China to keep investing in euro area debt, pledges central bank


CHINA WILL continue to buy euro area debt and keep holding euro, central bank governor Zhou Xiaochuan said yesterday, underlining broad support among China’s leaders for Europe in its hour of need.

However, Mr Zhou said the world’s second-biggest economy wants more clarity on how exactly the bloc is working to strengthen its finances before it makes any commitments.

“China will always stick to the principle of holding assets of EU sovereign debt,” People’s Bank of China governor Zhou told students at the University of International Business and Economics in Beijing. “We would participate in resolving the euro debt crisis.”

His comments came as the EU-China summit in Beijing was coming to a close. The remarks are in line with those by premier Wen Jiabao.

At the summit, whose participants included EU president Herman van Rompuy and European Commission president José Manuel Barroso, Mr Wen said China was ready to get “more deeply” involved in resolving Europe’s debt crisis.

The summit had been delayed from late last year as European leaders struggled to deal with an escalating debt crisis.

The remarks from China are big on positive sentiment but low on details. However, the upbeat sentiment boosted currency markets and stock markets yesterday.

China is sitting on €2.43 trillion worth of foreign exchange reserves and is the only bloc with the economic muscle left to help rescue some European governments.

The EU is China’s largest export market and Beijing wants to ensure stability to help keep growth on track in the vital export earner.
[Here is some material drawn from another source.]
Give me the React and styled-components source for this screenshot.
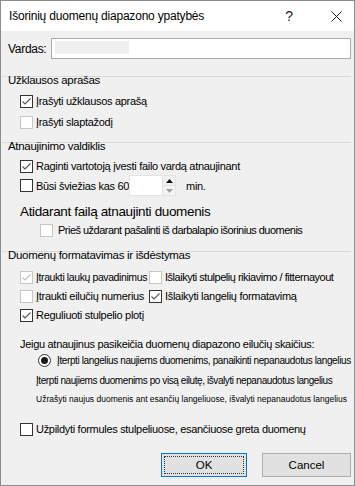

The move comes as a boost for European finance ministers, who yesterday were absorbing the news of a slowdown in Germany and continuing efforts to push Greece into delivering budget cuts in exchange for a second bailout.

Mr van Rompuy sought to reassure his Chinese hosts that they should not underestimate the strong political incentive to keep the euro zone intact.

President Hu Jintao, who was meeting Mr van Rompuy and Mr Barroso in the Great Hall of the People, repeated that China was confident Europe could overcome its difficulties.

“China is paying close attention, and supports the series of steps taken by the EU, the IMF and European Central Bank to deal with the debt crisis, and will continue to increase policy communication and co-ordination with the EU,” state radio reported him as saying.

Mr Zhou said China and other “Bric” countries – Brazil, Russia and India – were waiting until the time was right, and he urged Europe to work harder on trying to woo Chinese investors.

“We also hope that the euro zone and EU can innovate their mechanisms to offer new products that are more helpful for Sino-Europe co-operation,” he said.

China and other countries outside the euro area want to see its members stump up more money before they commit additional resources to the IMF, which had requested an additional €500 billion in funding.

Mr Zhou said China’s leadership had already promised European heads that it would not cut its euro exposure. “Some people had cast doubt or suspicion over the currency, but for the People’s Bank of China, we have always been confident in the euro and its future,” he added.

China’s euro bond holdings are believed to be focused on Germany and France, and are much smaller than its holdings of US debt. China is believed to have bought Irish sovereign debt, but again, the amount is unknown.

About a quarter of China’s foreign exchange reserves are held in euro, while 70 per cent are in dollars. Any bigger role in solving the debt crisis would be through the International Monetary Fund and the European Financial Stability Facility, Mr Zhou said.

There is considerable unease among many people in China, which is still a developing economy, about why Beijing should be helping to bail out a rich economic bloc which has some of the world’s wealthiest economies, including Germany and France.

China also wants the EU to give China full market economy status.